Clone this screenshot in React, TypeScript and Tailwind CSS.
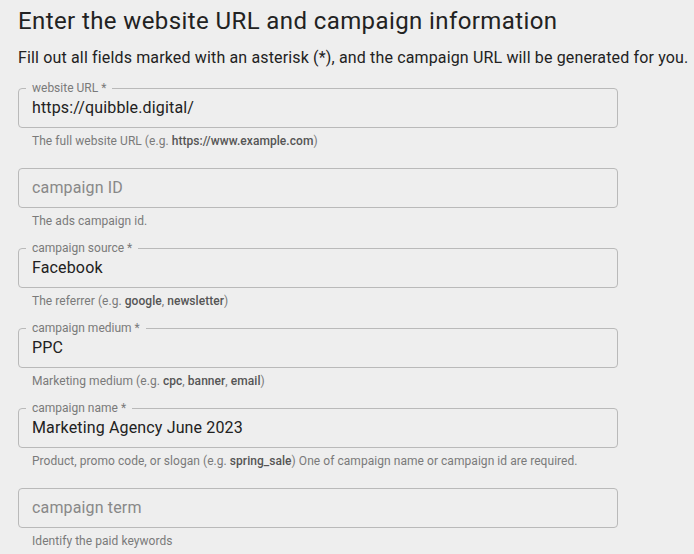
------------------------------------------------
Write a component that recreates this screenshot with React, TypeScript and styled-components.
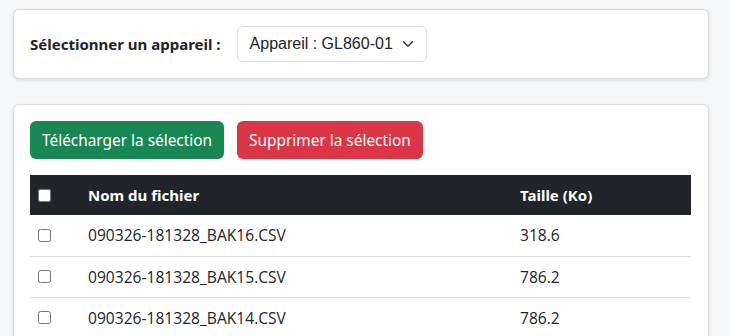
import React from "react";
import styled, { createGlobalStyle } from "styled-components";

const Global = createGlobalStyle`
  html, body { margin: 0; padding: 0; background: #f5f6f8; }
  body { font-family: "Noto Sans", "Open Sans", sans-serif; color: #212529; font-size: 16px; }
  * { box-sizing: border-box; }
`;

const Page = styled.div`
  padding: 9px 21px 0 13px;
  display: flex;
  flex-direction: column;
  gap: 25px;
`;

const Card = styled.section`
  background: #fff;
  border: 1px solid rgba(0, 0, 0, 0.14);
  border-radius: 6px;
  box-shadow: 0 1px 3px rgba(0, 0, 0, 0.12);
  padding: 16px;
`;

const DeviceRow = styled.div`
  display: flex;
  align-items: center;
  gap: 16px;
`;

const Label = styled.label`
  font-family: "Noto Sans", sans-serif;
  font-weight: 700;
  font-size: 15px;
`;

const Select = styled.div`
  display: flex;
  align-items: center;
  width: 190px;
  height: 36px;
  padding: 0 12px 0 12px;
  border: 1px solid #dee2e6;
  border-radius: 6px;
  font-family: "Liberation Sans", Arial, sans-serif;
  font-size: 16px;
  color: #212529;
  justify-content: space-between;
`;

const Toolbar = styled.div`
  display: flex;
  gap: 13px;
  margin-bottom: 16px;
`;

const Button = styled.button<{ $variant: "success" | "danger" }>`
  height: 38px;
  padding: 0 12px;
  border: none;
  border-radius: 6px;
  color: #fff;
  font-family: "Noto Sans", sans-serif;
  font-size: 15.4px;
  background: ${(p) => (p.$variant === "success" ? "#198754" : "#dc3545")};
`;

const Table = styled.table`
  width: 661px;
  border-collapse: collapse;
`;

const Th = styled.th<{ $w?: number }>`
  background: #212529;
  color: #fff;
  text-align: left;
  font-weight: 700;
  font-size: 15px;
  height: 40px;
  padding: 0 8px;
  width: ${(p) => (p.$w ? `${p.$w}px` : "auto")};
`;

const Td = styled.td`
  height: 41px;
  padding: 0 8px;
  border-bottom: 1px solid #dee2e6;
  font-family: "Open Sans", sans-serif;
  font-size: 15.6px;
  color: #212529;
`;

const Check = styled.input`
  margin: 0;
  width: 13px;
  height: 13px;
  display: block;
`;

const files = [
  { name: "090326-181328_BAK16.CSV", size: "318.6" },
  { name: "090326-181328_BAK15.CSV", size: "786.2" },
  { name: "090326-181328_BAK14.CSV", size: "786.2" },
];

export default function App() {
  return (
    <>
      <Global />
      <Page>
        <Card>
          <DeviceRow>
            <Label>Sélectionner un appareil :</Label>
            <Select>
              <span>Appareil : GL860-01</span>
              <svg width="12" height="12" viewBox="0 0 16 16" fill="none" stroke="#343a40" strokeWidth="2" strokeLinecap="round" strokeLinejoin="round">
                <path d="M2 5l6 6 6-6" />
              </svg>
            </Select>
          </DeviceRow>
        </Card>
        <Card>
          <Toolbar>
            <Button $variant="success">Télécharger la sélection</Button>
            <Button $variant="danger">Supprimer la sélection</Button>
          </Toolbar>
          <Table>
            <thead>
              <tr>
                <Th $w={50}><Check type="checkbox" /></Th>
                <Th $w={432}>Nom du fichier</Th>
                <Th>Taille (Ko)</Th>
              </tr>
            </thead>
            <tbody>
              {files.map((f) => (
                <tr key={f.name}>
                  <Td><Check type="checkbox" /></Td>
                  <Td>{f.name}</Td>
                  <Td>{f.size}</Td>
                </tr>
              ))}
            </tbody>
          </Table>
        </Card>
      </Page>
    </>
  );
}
------------------------------------------------
* SHORT EXERCISE *
Go through the records and gather the lines that hold "this".

* THE RESULT *
Clone this screenshot in React, TypeScript and Tailwind CSS.
Write a component that recreates this screenshot with React, TypeScript and styled-components.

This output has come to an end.